DATA BLOCK
::::::::
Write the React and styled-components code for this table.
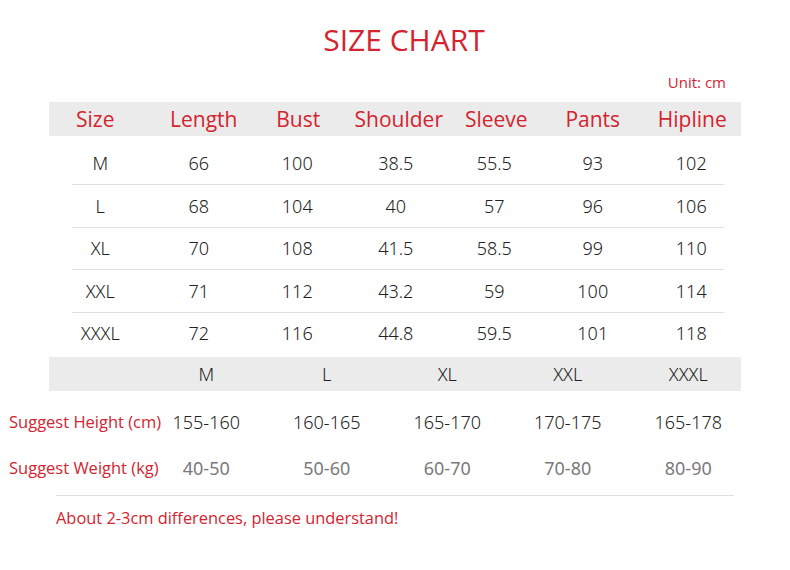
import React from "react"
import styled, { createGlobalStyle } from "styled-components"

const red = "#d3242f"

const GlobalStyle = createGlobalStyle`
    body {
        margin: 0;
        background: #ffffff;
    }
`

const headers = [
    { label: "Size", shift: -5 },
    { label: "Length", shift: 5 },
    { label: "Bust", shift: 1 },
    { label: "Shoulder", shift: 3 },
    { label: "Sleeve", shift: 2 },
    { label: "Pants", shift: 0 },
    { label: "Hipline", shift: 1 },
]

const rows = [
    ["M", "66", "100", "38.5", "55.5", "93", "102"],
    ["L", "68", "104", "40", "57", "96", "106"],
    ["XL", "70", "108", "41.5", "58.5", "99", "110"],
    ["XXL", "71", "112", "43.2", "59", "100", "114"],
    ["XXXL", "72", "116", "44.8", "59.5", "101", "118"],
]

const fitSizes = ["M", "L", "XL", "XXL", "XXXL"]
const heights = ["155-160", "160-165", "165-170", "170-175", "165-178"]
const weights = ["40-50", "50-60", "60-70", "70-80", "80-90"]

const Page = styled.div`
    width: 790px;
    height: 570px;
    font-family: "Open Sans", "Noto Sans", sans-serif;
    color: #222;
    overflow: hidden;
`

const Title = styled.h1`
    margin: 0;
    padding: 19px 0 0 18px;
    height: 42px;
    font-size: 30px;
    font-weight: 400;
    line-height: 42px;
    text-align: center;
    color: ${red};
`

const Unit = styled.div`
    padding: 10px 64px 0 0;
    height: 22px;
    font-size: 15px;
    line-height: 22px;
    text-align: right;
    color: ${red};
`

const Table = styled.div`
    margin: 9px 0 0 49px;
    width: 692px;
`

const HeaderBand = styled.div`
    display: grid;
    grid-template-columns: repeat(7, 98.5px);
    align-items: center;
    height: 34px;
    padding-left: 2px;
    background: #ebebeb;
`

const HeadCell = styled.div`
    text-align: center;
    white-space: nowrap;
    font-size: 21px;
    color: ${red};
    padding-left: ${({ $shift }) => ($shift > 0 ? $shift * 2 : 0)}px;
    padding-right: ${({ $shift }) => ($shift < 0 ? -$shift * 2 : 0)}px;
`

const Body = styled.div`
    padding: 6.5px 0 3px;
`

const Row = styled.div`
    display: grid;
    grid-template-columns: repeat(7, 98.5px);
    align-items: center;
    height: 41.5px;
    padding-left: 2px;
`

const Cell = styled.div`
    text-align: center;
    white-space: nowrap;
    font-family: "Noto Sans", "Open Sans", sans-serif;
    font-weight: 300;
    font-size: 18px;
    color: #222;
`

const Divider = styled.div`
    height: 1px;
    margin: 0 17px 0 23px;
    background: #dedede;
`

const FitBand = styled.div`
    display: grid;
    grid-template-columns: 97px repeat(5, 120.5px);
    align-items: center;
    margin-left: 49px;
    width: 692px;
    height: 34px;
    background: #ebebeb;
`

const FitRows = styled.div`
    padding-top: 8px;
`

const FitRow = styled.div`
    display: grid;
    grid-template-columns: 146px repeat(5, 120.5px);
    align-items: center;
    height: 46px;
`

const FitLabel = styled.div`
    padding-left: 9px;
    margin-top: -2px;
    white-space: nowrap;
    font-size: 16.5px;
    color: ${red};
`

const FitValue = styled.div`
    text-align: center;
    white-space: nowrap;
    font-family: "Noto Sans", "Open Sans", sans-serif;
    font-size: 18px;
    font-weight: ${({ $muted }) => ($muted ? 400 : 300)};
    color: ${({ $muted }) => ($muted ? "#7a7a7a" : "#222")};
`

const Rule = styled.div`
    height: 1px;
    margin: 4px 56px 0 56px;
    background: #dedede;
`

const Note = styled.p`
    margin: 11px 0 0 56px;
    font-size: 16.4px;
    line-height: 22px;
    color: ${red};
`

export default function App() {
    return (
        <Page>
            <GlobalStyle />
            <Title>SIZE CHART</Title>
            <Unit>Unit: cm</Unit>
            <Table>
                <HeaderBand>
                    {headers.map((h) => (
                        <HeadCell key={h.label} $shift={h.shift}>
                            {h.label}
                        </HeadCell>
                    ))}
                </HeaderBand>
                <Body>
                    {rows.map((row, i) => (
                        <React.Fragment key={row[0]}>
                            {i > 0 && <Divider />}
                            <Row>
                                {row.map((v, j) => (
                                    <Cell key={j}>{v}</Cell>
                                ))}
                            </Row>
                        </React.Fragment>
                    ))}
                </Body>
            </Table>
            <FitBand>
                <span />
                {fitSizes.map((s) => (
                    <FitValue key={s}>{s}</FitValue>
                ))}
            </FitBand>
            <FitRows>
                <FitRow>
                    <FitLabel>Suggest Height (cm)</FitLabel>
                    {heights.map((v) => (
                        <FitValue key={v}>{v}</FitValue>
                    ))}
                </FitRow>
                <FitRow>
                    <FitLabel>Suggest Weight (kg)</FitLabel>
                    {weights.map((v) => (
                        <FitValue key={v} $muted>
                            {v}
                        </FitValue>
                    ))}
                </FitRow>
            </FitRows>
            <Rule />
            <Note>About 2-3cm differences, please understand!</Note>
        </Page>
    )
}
::::::::
PROBLEM STATEMENT
Output a faithful copy of the data, with each picture left out.

EXERCISE RESULT
Write the React and styled-components code for this table.
import React from "react"
import styled, { createGlobalStyle } from "styled-components"

const red = "#d3242f"

const GlobalStyle = createGlobalStyle`
    body {
        margin: 0;
        background: #ffffff;
    }
`

const headers = [
    { label: "Size", shift: -5 },
    { label: "Length", shift: 5 },
    { label: "Bust", shift: 1 },
    { label: "Shoulder", shift: 3 },
    { label: "Sleeve", shift: 2 },
    { label: "Pants", shift: 0 },
    { label: "Hipline", shift: 1 },
]

const rows = [
    ["M", "66", "100", "38.5", "55.5", "93", "102"],
    ["L", "68", "104", "40", "57", "96", "106"],
    ["XL", "70", "108", "41.5", "58.5", "99", "110"],
    ["XXL", "71", "112", "43.2", "59", "100", "114"],
    ["XXXL", "72", "116", "44.8", "59.5", "101", "118"],
]

const fitSizes = ["M", "L", "XL", "XXL", "XXXL"]
const heights = ["155-160", "160-165", "165-170", "170-175", "165-178"]
const weights = ["40-50", "50-60", "60-70", "70-80", "80-90"]

const Page = styled.div`
    width: 790px;
    height: 570px;
    font-family: "Open Sans", "Noto Sans", sans-serif;
    color: #222;
    overflow: hidden;
`

const Title = styled.h1`
    margin: 0;
    padding: 19px 0 0 18px;
    height: 42px;
    font-size: 30px;
    font-weight: 400;
    line-height: 42px;
    text-align: center;
    color: ${red};
`

const Unit = styled.div`
    padding: 10px 64px 0 0;
    height: 22px;
    font-size: 15px;
    line-height: 22px;
    text-align: right;
    color: ${red};
`

const Table = styled.div`
    margin: 9px 0 0 49px;
    width: 692px;
`

const HeaderBand = styled.div`
    display: grid;
    grid-template-columns: repeat(7, 98.5px);
    align-items: center;
    height: 34px;
    padding-left: 2px;
    background: #ebebeb;
`

const HeadCell = styled.div`
    text-align: center;
    white-space: nowrap;
    font-size: 21px;
    color: ${red};
    padding-left: ${({ $shift }) => ($shift > 0 ? $shift * 2 : 0)}px;
    padding-right: ${({ $shift }) => ($shift < 0 ? -$shift * 2 : 0)}px;
`

const Body = styled.div`
    padding: 6.5px 0 3px;
`

const Row = styled.div`
    display: grid;
    grid-template-columns: repeat(7, 98.5px);
    align-items: center;
    height: 41.5px;
    padding-left: 2px;
`

const Cell = styled.div`
    text-align: center;
    white-space: nowrap;
    font-family: "Noto Sans", "Open Sans", sans-serif;
    font-weight: 300;
    font-size: 18px;
    color: #222;
`

const Divider = styled.div`
    height: 1px;
    margin: 0 17px 0 23px;
    background: #dedede;
`

const FitBand = styled.div`
    display: grid;
    grid-template-columns: 97px repeat(5, 120.5px);
    align-items: center;
    margin-left: 49px;
    width: 692px;
    height: 34px;
    background: #ebebeb;
`

const FitRows = styled.div`
    padding-top: 8px;
`

const FitRow = styled.div`
    display: grid;
    grid-template-columns: 146px repeat(5, 120.5px);
    align-items: center;
    height: 46px;
`

const FitLabel = styled.div`
    padding-left: 9px;
    margin-top: -2px;
    white-space: nowrap;
    font-size: 16.5px;
    color: ${red};
`

const FitValue = styled.div`
    text-align: center;
    white-space: nowrap;
    font-family: "Noto Sans", "Open Sans", sans-serif;
    font-size: 18px;
    font-weight: ${({ $muted }) => ($muted ? 400 : 300)};
    color: ${({ $muted }) => ($muted ? "#7a7a7a" : "#222")};
`

const Rule = styled.div`
    height: 1px;
    margin: 4px 56px 0 56px;
    background: #dedede;
`

const Note = styled.p`
    margin: 11px 0 0 56px;
    font-size: 16.4px;
    line-height: 22px;
    color: ${red};
`

export default function App() {
    return (
        <Page>
            <GlobalStyle />
            <Title>SIZE CHART</Title>
            <Unit>Unit: cm</Unit>
            <Table>
                <HeaderBand>
                    {headers.map((h) => (
                        <HeadCell key={h.label} $shift={h.shift}>
                            {h.label}
                        </HeadCell>
                    ))}
                </HeaderBand>
                <Body>
                    {rows.map((row, i) => (
                        <React.Fragment key={row[0]}>
                            {i > 0 && <Divider />}
                            <Row>
                                {row.map((v, j) => (
                                    <Cell key={j}>{v}</Cell>
                                ))}
                            </Row>
                        </React.Fragment>
                    ))}
                </Body>
            </Table>
            <FitBand>
                <span />
                {fitSizes.map((s) => (
                    <FitValue key={s}>{s}</FitValue>
                ))}
            </FitBand>
            <FitRows>
                <FitRow>
                    <FitLabel>Suggest Height (cm)</FitLabel>
                    {heights.map((v) => (
                        <FitValue key={v}>{v}</FitValue>
                    ))}
                </FitRow>
                <FitRow>
                    <FitLabel>Suggest Weight (kg)</FitLabel>
                    {weights.map((v) => (
                        <FitValue key={v} $muted>
                            {v}
                        </FitValue>
                    ))}
                </FitRow>
            </FitRows>
            <Rule />
            <Note>About 2-3cm differences, please understand!</Note>
        </Page>
    )
}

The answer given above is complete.